Factory: Hong Sen Textile
Key Buyers: Next
Last Updated: 2021
Case Summary
Hong Sen Textile, a Next supplier factory in Takeo province, Cambodia, suspended operations in August 2020, when its owner fled the country. More than 900 workers were left without an estimated $497,644 in legally owed severance and other terminal compensation.
Hong Sen workers took to the streets in protest. Nop Sokha, who worked at the factory for seven years, said: “They do not pay, but we have expenses.” The factory’s head of administration, Tang Heng, said: “I have not seen [the boss]. We tried to contact him but could not reach him. So we consider him to have run away.”
In October, Hong Sen workers received $138,999, a little more than one-fourth of the arrears, from the proceeds of the sale of materials and equipment left in the factory at the time of closure.

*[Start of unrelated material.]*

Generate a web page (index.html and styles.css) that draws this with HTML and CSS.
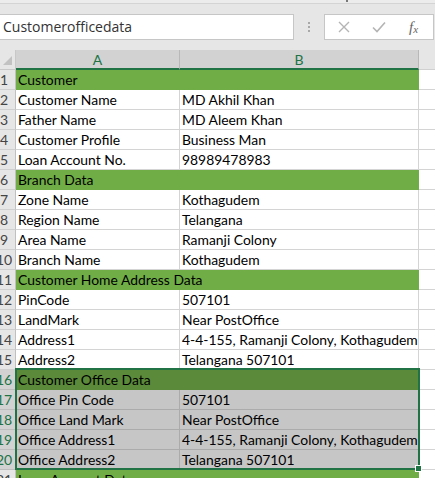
FILE: index.html
```html
<!DOCTYPE html>
<html>
<head>
<meta charset="utf-8">
<link rel="stylesheet" href="styles.css">
</head>
<body>
<div class="topbar"><span class="tick"></span></div>
<div class="formula-row">
  <div class="namebox">Customerofficedata</div>
  <div class="dots"><i></i><i></i><i></i></div>
  <div class="fxbox">
    <svg class="ico" width="12" height="12" viewBox="0 0 12 12"><path d="M1 1L11 11M11 1L1 11" stroke="#b4b4b4" stroke-width="1.4" fill="none"/></svg>
    <svg class="ico" width="14" height="12" viewBox="0 0 14 12"><path d="M1 6.5L5 10.5L13 1.5" stroke="#b4b4b4" stroke-width="1.6" fill="none"/></svg>
    <span class="fx">f<sub>x</sub></span>
  </div>
</div>
<div class="sheet">
  <div class="corner"><span class="tri"></span></div>
  <div class="colh sel">A</div>
  <div class="colh sel">B</div>
  <div class="colh rest"></div>

  <div class="rh"><span>1</span></div><div class="c green span">Customer</div><div class="c x"></div>
  <div class="rh"><span>2</span></div><div class="c">Customer Name</div><div class="c">MD Akhil Khan</div><div class="c x"></div>
  <div class="rh"><span>3</span></div><div class="c">Father Name</div><div class="c">MD Aleem Khan</div><div class="c x"></div>
  <div class="rh"><span>4</span></div><div class="c">Customer Profile</div><div class="c">Business Man</div><div class="c x"></div>
  <div class="rh"><span>5</span></div><div class="c">Loan Account No.</div><div class="c">98989478983</div><div class="c x"></div>
  <div class="rh"><span>6</span></div><div class="c green span">Branch Data</div><div class="c x"></div>
  <div class="rh"><span>7</span></div><div class="c">Zone Name</div><div class="c">Kothagudem</div><div class="c x"></div>
  <div class="rh"><span>8</span></div><div class="c">Region Name</div><div class="c">Telangana</div><div class="c x"></div>
  <div class="rh"><span>9</span></div><div class="c">Area Name</div><div class="c">Ramanji Colony</div><div class="c x"></div>
  <div class="rh"><span>10</span></div><div class="c">Branch Name</div><div class="c">Kothagudem</div><div class="c x"></div>
  <div class="rh"><span>11</span></div><div class="c green span">Customer Home Address Data</div><div class="c x"></div>
  <div class="rh"><span>12</span></div><div class="c">PinCode</div><div class="c">507101</div><div class="c x"></div>
  <div class="rh"><span>13</span></div><div class="c">LandMark</div><div class="c">Near PostOffice</div><div class="c x"></div>
  <div class="rh"><span>14</span></div><div class="c">Address1</div><div class="c">4-4-155, Ramanji Colony, Kothagudem</div><div class="c x"></div>
  <div class="rh"><span>15</span></div><div class="c">Address2</div><div class="c">Telangana 507101</div><div class="c x"></div>
  <div class="rh hs"><span>16</span></div><div class="c green dark">Customer Office Data</div><div class="c green dark"></div><div class="c x"></div>
  <div class="rh hs"><span>17</span></div><div class="c s">Office Pin Code</div><div class="c s">507101</div><div class="c x"></div>
  <div class="rh hs"><span>18</span></div><div class="c s">Office Land Mark</div><div class="c s">Near PostOffice</div><div class="c x"></div>
  <div class="rh hs"><span>19</span></div><div class="c s">Office Address1</div><div class="c s">4-4-155, Ramanji Colony, Kothagudem</div><div class="c x"></div>
  <div class="rh hs"><span>20</span></div><div class="c s">Office Address2</div><div class="c s">Telangana 507101</div><div class="c x"></div>
  <div class="rh"><span>21</span></div><div class="c green span">Loan Account Data</div><div class="c x"></div>

  <div class="selection"><span class="handle"></span></div>
</div>
</body>
</html>
```
FILE: styles.css
```css
html, body {
  margin: 0;
  padding: 0;
  background: #e6e6e6;
  overflow: hidden;
  width: 435px;
  height: 478px;
}
.topbar {
  height: 3px;
  background: #ececec;
  border-bottom: 1px solid #d4d4d4;
  position: relative;
}
.tick {
  position: absolute;
  left: 346px;
  top: 0;
  width: 2px;
  height: 2px;
  background: #777;
}
.formula-row {
  display: flex;
  align-items: flex-start;
  padding-top: 10px;
  height: 36px;
}
.namebox {
  box-sizing: border-box;
  width: 294px;
  height: 26px;
  background: #fff;
  border: 1px solid #c6c6c6;
  border-left: none;
  font-family: "Open Sans", "Noto Sans", sans-serif;
  font-size: 14px;
  color: #333;
  line-height: 24px;
  padding-left: 3px;
}
.dots {
  width: 30px;
  height: 26px;
  display: flex;
  flex-direction: column;
  align-items: center;
  justify-content: center;
  gap: 2px;
}
.dots i {
  display: block;
  width: 2px;
  height: 2px;
  background: #a8a8a8;
}
.fxbox {
  box-sizing: border-box;
  width: 110px;
  height: 26px;
  background: #fff;
  border: 1px solid #c6c6c6;
  display: flex;
  align-items: center;
  padding-left: 13px;
  gap: 0;
}
.ico { display: block; }
.fxbox .ico:first-child { margin-right: 22px; }
.fxbox .ico:nth-child(2) { margin-right: 23px; }
.fx {
  font-family: "Liberation Serif", serif;
  font-style: italic;
  font-size: 15px;
  color: #666;
  line-height: 1;
}
.fx sub { font-size: 11px; vertical-align: -1px; }

.sheet {
  position: relative;
  display: grid;
  grid-template-columns: 16px 164px 239px 1fr;
  grid-auto-rows: 20px;
  font-family: "Lato", "Liberation Sans", sans-serif;
  font-size: 13.9px;
  color: #000;
}
.corner {
  box-sizing: border-box;
  background: #e6e6e6;
  border-right: 1px solid #c8c8c8;
  border-bottom: 1px solid #c8c8c8;
  position: relative;
}
.tri {
  position: absolute;
  right: 3px;
  bottom: 4px;
  width: 0;
  height: 0;
  border-left: 9px solid transparent;
  border-bottom: 9px solid #c2c2c2;
}
.colh {
  box-sizing: border-box;
  display: flex;
  align-items: center;
  justify-content: center;
  font-size: 14px;
  border-right: 1px solid #b8b8b8;
}
.colh.sel {
  background: #d2d2d2;
  color: #217346;
  border-bottom: 2px solid #217346;
}
.colh.rest {
  background: #e6e6e6;
  border-right: none;
  border-bottom: 1px solid #d0d0d0;
}
.rh {
  box-sizing: border-box;
  background: #e6e6e6;
  border-right: 1px solid #c0c0c0;
  border-bottom: 1px solid #d0d0d0;
  overflow: hidden;
  color: #444;
  font-size: 14px;
  display: flex;
  align-items: center;
}
.rh span {
  flex: none;
  width: 24px;
  margin-left: -8px;
  text-align: center;
}
.rh.hs {
  background: #d2d2d2;
  color: #217346;
  border-right: 1px solid #217346;
  border-bottom-color: #bdbdbd;
}
.c {
  box-sizing: border-box;
  background: #fff;
  border-right: 1px solid #d4d4d4;
  border-bottom: 1px solid #d4d4d4;
  padding-left: 2px;
  line-height: 20px;
  white-space: nowrap;
  overflow: hidden;
}
.c.green {
  background: #70ad47;
  border-color: #70ad47;
}
.c.span { grid-column: span 2; }
.c.green.dark {
  background: #5b8a3a;
  border-color: #5b8a3a;
}
.c.s {
  background: #c6c6c6;
  border-color: #ababab;
}
.c.x { border-right: none; }

.selection {
  position: absolute;
  left: 15px;
  top: 318px;
  width: 405px;
  height: 102px;
  box-sizing: border-box;
  border: 2px solid #217346;
  pointer-events: none;
}
.handle {
  position: absolute;
  right: -4px;
  bottom: -4px;
  width: 5px;
  height: 5px;
  background: #217346;
  border: 1px solid #fff;
}
```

In January, after outreach to Next by the BHRRC and the Cambodian nongovernmental organization CENTRAL, Next made what it calls a “charitable” contribution to the workers. The WRC estimates that the total amount of this contribution was $35,000, which represents about 10 percent of the outstanding arrears. It is positive that Next has taken a degree of responsibility. However, effectively acknowledging an obligation to address the harm to workers, by choosing to contribute, and then making a contribution so small that it covers only a small fraction of the money owed, constitutes a woefully inadequate financial effort by Next, a corporation that reported six billion dollars in revenue in 2020. It remains Next’s responsibility, under its own labor standards, to ensure that the former Hong Sen workers receive the remaining $323,645 they earned making Next’s clothes.